I was thinking Mark that it would probably have to go below $200 million. Do you think that's too much or is that about right?

Mark Yale

In terms of capacity size?

Rich Moore - Royal Bank of Canada

Yes. Well, eventually, yes.

Mark Yale

We talked about it in the last call probably somewhere in the neighborhood of $250 million line is something that as we get into 2012 we are thinking about.

Rich Moore - Royal Bank of Canada

On the three assets that you guys have that you are looking to sell. Did any of the public REITs look at those?

Michael Glimcher

Rich, we signed probably 50 CAs on them and I think there was maybe a competitor in a market looked at some information or want to look at the information, but that we have any real activity from the public REITs, no. It doesn't work to buyers.

Rich Moore - Royal Bank of Canada

Then last thing I have guys is the drop in the anchor rent spread for the quarter, what was that exactly?

Marshall Loeb

Hey Rich, it’s Marshall. There’s really two leases we did. One we replaced is Steve & Barry's with our Sporting Goods store in Grand Central Mall in Parkersburg and that went from 7.50 to 7. So, we went backwards a little bit there and that will open just before Thanksgiving this year.

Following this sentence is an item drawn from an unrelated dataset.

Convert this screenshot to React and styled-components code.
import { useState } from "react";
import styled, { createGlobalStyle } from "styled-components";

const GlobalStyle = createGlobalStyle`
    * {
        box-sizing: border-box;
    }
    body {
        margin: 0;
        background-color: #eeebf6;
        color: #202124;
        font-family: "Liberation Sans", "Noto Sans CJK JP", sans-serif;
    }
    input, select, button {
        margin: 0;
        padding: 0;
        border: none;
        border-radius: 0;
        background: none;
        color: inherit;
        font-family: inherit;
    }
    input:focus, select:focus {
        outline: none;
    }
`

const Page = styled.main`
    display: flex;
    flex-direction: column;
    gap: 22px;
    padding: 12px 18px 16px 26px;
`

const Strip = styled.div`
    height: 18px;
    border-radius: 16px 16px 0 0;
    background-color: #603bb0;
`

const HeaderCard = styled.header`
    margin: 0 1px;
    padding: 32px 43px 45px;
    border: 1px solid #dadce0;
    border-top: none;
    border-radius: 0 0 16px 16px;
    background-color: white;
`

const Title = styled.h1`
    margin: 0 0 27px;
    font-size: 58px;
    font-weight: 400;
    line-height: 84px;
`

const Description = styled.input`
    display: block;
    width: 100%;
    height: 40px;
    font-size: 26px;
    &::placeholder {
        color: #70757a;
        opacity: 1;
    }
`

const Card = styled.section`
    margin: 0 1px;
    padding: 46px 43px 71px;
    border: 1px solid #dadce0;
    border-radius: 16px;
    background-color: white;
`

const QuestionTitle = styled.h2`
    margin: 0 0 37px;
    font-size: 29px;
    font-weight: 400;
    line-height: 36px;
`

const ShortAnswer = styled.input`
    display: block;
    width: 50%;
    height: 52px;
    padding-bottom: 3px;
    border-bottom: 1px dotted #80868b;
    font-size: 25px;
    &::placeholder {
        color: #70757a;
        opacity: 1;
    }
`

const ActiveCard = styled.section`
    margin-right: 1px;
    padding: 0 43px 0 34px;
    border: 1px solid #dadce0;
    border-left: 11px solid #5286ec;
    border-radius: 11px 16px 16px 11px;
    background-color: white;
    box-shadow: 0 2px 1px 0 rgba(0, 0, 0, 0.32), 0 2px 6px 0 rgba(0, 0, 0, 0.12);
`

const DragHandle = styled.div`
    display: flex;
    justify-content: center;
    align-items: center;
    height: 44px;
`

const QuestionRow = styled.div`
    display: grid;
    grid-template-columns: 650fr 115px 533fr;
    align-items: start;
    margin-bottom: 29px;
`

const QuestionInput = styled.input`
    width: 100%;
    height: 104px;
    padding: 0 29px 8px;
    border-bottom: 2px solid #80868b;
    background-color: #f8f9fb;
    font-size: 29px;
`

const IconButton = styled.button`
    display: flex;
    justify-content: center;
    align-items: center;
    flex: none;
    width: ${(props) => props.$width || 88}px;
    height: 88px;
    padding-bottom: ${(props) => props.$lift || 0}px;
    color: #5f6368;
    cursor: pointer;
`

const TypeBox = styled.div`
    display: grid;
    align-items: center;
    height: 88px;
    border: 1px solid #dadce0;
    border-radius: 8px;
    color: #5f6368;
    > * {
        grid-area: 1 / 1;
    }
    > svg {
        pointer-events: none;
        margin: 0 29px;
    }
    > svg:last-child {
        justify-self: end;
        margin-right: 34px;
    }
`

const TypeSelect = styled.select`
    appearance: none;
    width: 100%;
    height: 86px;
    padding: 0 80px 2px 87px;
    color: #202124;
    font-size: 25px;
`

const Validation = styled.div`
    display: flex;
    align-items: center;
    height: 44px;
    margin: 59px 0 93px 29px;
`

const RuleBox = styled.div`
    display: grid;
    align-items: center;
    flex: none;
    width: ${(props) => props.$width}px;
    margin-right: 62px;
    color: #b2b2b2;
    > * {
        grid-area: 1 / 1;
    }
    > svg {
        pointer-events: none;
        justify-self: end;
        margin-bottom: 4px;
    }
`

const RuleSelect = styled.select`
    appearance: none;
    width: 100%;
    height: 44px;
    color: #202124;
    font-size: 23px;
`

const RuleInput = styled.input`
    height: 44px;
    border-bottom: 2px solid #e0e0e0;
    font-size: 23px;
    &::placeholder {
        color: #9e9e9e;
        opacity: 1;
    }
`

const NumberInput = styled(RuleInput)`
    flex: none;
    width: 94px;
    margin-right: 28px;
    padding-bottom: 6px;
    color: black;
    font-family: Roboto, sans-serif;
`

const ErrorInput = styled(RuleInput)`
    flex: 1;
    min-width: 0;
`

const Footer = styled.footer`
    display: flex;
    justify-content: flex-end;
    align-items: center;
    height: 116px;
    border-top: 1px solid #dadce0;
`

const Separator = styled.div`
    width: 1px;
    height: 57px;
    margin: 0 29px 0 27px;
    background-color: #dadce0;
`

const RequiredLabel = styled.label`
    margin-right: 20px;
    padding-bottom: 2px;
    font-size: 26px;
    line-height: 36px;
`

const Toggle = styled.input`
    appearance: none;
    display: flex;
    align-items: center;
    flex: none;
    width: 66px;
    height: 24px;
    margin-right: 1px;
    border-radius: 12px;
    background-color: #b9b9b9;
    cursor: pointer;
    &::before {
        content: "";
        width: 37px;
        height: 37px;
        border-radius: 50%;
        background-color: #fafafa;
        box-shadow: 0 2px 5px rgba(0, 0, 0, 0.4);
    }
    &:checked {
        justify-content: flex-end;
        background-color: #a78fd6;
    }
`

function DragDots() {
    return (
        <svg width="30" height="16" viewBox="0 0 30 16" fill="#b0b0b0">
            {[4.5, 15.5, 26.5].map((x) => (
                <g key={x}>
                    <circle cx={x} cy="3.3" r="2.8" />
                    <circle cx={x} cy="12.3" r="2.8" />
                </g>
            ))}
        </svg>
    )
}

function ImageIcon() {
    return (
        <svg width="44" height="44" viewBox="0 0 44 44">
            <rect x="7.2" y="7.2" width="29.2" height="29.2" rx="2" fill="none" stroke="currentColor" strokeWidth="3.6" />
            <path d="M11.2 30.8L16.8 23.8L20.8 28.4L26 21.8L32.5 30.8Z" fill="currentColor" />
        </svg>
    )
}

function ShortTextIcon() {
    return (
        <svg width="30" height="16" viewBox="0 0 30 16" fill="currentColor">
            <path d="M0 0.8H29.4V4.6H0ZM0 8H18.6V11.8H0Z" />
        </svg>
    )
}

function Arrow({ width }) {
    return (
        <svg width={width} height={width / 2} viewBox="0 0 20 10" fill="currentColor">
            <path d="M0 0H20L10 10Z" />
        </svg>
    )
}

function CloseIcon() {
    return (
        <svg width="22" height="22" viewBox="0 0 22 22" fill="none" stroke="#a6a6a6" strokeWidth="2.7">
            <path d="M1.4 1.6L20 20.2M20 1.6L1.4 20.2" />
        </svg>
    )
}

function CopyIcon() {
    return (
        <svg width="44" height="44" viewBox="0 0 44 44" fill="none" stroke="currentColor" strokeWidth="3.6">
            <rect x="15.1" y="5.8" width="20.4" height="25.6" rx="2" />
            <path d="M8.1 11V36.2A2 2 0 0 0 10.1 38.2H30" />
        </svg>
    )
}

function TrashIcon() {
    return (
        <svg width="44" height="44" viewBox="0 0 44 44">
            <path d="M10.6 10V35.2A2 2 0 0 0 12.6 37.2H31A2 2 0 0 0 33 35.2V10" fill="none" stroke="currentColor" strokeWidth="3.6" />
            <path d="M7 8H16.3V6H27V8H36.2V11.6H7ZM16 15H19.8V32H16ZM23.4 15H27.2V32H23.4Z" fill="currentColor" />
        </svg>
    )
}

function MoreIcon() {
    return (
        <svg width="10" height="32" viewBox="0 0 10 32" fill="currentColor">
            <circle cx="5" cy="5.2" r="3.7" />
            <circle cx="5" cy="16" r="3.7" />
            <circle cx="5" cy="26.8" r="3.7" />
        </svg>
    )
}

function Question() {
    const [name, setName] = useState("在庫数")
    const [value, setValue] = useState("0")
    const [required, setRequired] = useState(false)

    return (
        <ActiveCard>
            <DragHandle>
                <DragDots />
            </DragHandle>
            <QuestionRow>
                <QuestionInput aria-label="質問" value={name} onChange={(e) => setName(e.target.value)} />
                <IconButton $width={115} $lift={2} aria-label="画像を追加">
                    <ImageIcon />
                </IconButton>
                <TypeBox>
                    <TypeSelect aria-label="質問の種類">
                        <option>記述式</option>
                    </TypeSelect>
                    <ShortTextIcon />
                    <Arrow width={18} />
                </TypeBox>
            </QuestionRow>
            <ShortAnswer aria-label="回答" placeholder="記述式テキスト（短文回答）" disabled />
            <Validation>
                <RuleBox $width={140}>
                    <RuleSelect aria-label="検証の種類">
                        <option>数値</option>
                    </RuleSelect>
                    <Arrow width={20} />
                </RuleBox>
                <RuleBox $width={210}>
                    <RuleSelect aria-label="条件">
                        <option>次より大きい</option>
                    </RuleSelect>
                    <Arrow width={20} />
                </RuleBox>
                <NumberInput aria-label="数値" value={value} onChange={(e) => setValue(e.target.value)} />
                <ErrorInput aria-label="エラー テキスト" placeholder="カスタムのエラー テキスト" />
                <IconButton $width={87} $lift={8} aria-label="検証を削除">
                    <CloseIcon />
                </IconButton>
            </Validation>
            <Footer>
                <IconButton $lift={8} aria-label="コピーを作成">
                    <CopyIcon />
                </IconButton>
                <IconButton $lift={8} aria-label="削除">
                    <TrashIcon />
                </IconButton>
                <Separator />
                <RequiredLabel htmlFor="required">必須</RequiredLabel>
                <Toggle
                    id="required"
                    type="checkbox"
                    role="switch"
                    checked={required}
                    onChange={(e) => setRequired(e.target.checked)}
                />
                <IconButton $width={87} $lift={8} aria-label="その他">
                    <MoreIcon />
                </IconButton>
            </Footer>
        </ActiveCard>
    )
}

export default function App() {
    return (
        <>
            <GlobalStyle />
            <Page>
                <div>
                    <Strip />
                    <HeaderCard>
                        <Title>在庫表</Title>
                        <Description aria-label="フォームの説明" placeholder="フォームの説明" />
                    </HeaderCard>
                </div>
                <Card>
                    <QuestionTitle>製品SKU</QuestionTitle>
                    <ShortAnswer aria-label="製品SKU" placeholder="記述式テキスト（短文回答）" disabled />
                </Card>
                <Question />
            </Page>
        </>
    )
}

Then the other one, we took the bigger hit it was a renewal of a Best Buy in Minneapolis. So, that’s the headquarters, it was one we were just in and it’s a small sample of two. They’ve got a lot of stores in their headquarters market, this is an older store and we just had a tougher negotiation with them. So, that brought the average down to negative 20% for the quarter. So, one with the Best Buy renewal downsize, and another one was replacing the Steve & Barry’s which we did a little better on.

Operator

There are no further questions at this time. I would like to turn the call back over to Miss Lisa Indest for closing remarks.

Lisa Indest

Thank you everyone for participating in the Glimcher Realty Trust third quarter conference call. You may contact us directly with any additional questions or access our filings through glimcher.com.

Operator

Thank you for your participation in today's conference. This concludes the presentation. Everyone have a great day.